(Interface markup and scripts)
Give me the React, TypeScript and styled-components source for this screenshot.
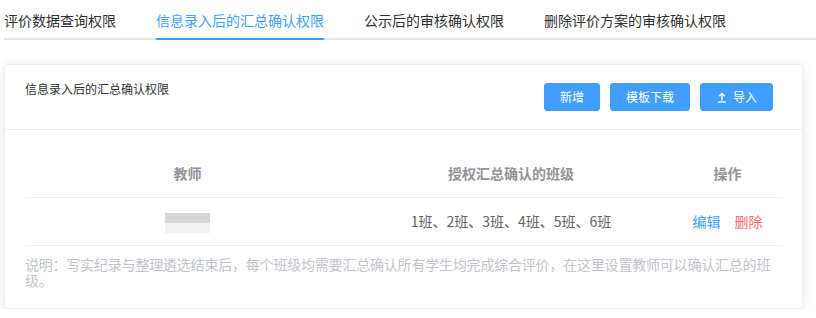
import styled, { createGlobalStyle } from 'styled-components'

const GlobalStyle = createGlobalStyle`
  html, body {
    margin: 0;
    padding: 0;
    background: #fff;
    font-family: "Noto Sans CJK SC", "Microsoft YaHei", sans-serif;
  }
  * { box-sizing: border-box; }
`;

const Page = styled.div`
  padding-left: 4px;
  width: 816px;
`;

const TabBar = styled.div`
  display: flex;
  height: 40px;
  box-shadow: inset 0 -2px 0 #e4e7ed;
`;

const TabItem = styled.div<{ first?: boolean }>`
  padding: 0 20px;
  padding-left: ${({ first }) => (first ? '0' : '20px')};
  height: 40px;
  cursor: pointer;
`;

const TabLabel = styled.span<{ active?: boolean }>`
  display: inline-block;
  height: 40px;
  line-height: 40px;
  font-size: 14px;
  color: ${({ active }) => (active ? '#409eff' : '#303133')};
  border-bottom: 2px solid ${({ active }) => (active ? '#409eff' : 'transparent')};
`;

const Card = styled.div`
  margin-top: 24px;
  width: 799px;
  background: #fff;
  border: 1px solid #ebeef5;
  border-radius: 4px;
  box-shadow: 0 2px 12px 0 rgba(0, 0, 0, 0.1);
`;

const CardHeader = styled.div`
  display: flex;
  justify-content: space-between;
  align-items: flex-start;
  padding: 18px 29px 18px 20px;
  border-bottom: 1px solid #ebeef5;
`;

const CardTitle = styled.div`
  font-size: 12px;
  line-height: 12px;
  color: #303133;
`;

const ButtonGroup = styled.div`
  display: flex;
  gap: 10px;
`;

const Button = styled.button`
  display: inline-flex;
  align-items: center;
  justify-content: center;
  gap: 5px;
  height: 28px;
  padding: 0 15px;
  border: 1px solid #409eff;
  border-radius: 3px;
  background: #409eff;
  color: #fff;
  font-family: inherit;
  font-size: 12px;
  line-height: 12px;
  cursor: pointer;
`;

const CardBody = styled.div`
  padding: 20px;
`;

const Table = styled.table`
  width: 100%;
  border-collapse: collapse;
  table-layout: fixed;
`;

const Th = styled.th`
  padding: 12px 0;
  line-height: 23px;
  font-size: 14px;
  font-weight: bold;
  color: #909399;
  text-align: center;
  border-bottom: 1px solid #ebeef5;
`;

const Td = styled.td`
  padding: 12px 0;
  line-height: 23px;
  font-size: 14px;
  color: #606266;
  text-align: center;
  border-bottom: 1px solid #ebeef5;
  vertical-align: middle;
`;

const Redacted = styled.span`
  display: inline-block;
  width: 45px;
  height: 20px;
  vertical-align: middle;
  background: linear-gradient(to bottom, #d6d6d8 0 50%, #f1f2f2 50% 100%);
`;

const Actions = styled.div`
  display: flex;
  justify-content: center;
  gap: 14px;
`;

const LinkButton = styled.span<{ danger?: boolean }>`
  color: ${({ danger }) => (danger ? '#f56c6c' : '#409eff')};
  cursor: pointer;
`;

const Note = styled.p`
  margin: 10px 0 0;
  font-size: 14px;
  line-height: 16px;
  letter-spacing: -0.2px;
  color: #c0c4cc;
`;

const UploadIcon = () => (
  <svg width="12" height="12" viewBox="0 0 12 12" fill="none" stroke="#fff" strokeWidth="1.3">
    <path d="M2 11h8" />
    <path d="M6 9.5V2.5" />
    <path d="M3.2 5.3L6 2.5l2.8 2.8" />
  </svg>
);

const tabs = ['评价数据查询权限', '信息录入后的汇总确认权限', '公示后的审核确认权限', '删除评价方案的审核确认权限'];

const rows = [{ id: 1, classes: '1班、2班、3班、4班、5班、6班' }];

function App() {
  return (
    <Page>
      <GlobalStyle />
      <TabBar>
        {tabs.map((t, i) => (
          <TabItem key={t} first={i === 0}>
            <TabLabel active={i === 1}>{t}</TabLabel>
          </TabItem>
        ))}
      </TabBar>
      <Card>
        <CardHeader>
          <CardTitle>信息录入后的汇总确认权限</CardTitle>
          <ButtonGroup>
            <Button>新增</Button>
            <Button>模板下载</Button>
            <Button>
              <UploadIcon />
              导入
            </Button>
          </ButtonGroup>
        </CardHeader>
        <CardBody>
          <Table>
            <colgroup>
              <col style={{ width: 325 }} />
              <col style={{ width: 322 }} />
              <col style={{ width: 111 }} />
            </colgroup>
            <thead>
              <tr>
                <Th>教师</Th>
                <Th>授权汇总确认的班级</Th>
                <Th>操作</Th>
              </tr>
            </thead>
            <tbody>
              {rows.map((r) => (
                <tr key={r.id}>
                  <Td><Redacted /></Td>
                  <Td>{r.classes}</Td>
                  <Td>
                    <Actions>
                      <LinkButton>编辑</LinkButton>
                      <LinkButton danger>删除</LinkButton>
                    </Actions>
                  </Td>
                </tr>
              ))}
            </tbody>
          </Table>
          <Note>说明：写实纪录与整理遴选结束后，每个班级均需要汇总确认所有学生均完成综合评价，在这里设置教师可以确认汇总的班级。</Note>
        </CardBody>
      </Card>
    </Page>
  )
}

export default App
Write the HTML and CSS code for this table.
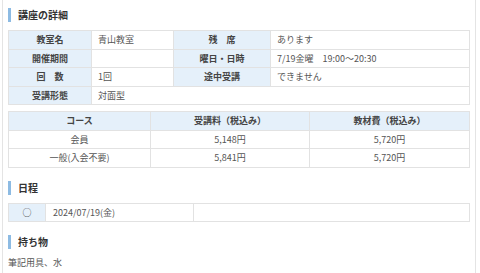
FILE: index.html
```html
<!DOCTYPE html>
<html lang="ja">
<head>
<meta charset="utf-8">
<link rel="stylesheet" href="styles.css">
</head>
<body>
<div class="panel">
  <h2 class="heading">講座の詳細</h2>
  <table class="tbl detail">
    <colgroup><col class="c1"><col class="c2"><col class="c3"><col></colgroup>
    <tr><th>教室名</th><td>青山教室</td><th>残　席</th><td>あります</td></tr>
    <tr><th>開催期間</th><td></td><th>曜日・日時</th><td>7/19金曜　19:00～20:30</td></tr>
    <tr><th>回　数</th><td>1回</td><th>途中受講</th><td>できません</td></tr>
    <tr><th>受講形態</th><td colspan="3">対面型</td></tr>
  </table>
  <table class="tbl price">
    <colgroup><col class="p1"><col class="p2"><col></colgroup>
    <tr><th>コース</th><th>受講料（税込み）</th><th>教材費（税込み）</th></tr>
    <tr><td>会員</td><td>5,148円</td><td>5,720円</td></tr>
    <tr><td>一般(入会不要)</td><td>5,841円</td><td>5,720円</td></tr>
  </table>
  <h2 class="heading">日程</h2>
  <table class="tbl sched">
    <colgroup><col class="s1"><col class="s2"><col></colgroup>
    <tr><th>○</th><td>2024/07/19(金)</td><td></td></tr>
  </table>
  <h2 class="heading">持ち物</h2>
  <p class="note">筆記用具、水</p>
</div>
</body>
</html>
```

FILE: styles.css
```css
html, body {
  margin: 0;
  padding: 0;
  background: #fff;
}
body {
  font-family: "Noto Sans CJK JP", "Noto Sans", sans-serif;
  color: #555;
  font-size: 9px;
}
.panel {
  margin-left: 2px;
  width: 462px;
  min-height: 273px;
  border-left: 1px solid #e4e4e4;
  border-right: 1px solid #e4e4e4;
  padding: 8px 5px 0 5px;
  display: flex;
  flex-direction: column;
  box-sizing: content-box;
}
.heading {
  margin: 0;
  font-size: 10px;
  font-weight: bold;
  color: #333;
  border-left: 3px solid #8dbbe3;
  padding-left: 7px;
  line-height: 14px;
  height: 14px;
}
.tbl {
  width: 100%;
  border-collapse: collapse;
  table-layout: fixed;
  margin-top: 8px;
}
.tbl th, .tbl td {
  border: 1px solid #e2e2e2;
  height: 17.5px;
  padding: 0 6px;
  line-height: 17.5px;
  font-weight: normal;
  white-space: nowrap;
}
.tbl th {
  background: #e5f0fa;
  text-align: center;
  color: #444;
}
.detail th { font-weight: bold; }
.c1 { width: 83px; }
.c2 { width: 82px; }
.c3 { width: 97px; }
.price { margin-top: 6px; margin-bottom: 13px; }
.price th { font-weight: bold; }
.price td { text-align: center; }
.p1 { width: 142px; }
.p2 { width: 159px; }
.sched { margin-bottom: 13px; }
.sched td { padding-left: 7px; }
.s1 { width: 37px; }
.s2 { width: 148px; }
.note {
  margin: 7px 0 0 0;
  font-size: 9px;
  line-height: 14px;
}
```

Set exercise: Search the material above for "components". Pull out each line where it shows up.

Result of this task:
Give me the React, TypeScript and styled-components source for this screenshot.
import styled, { createGlobalStyle } from 'styled-components'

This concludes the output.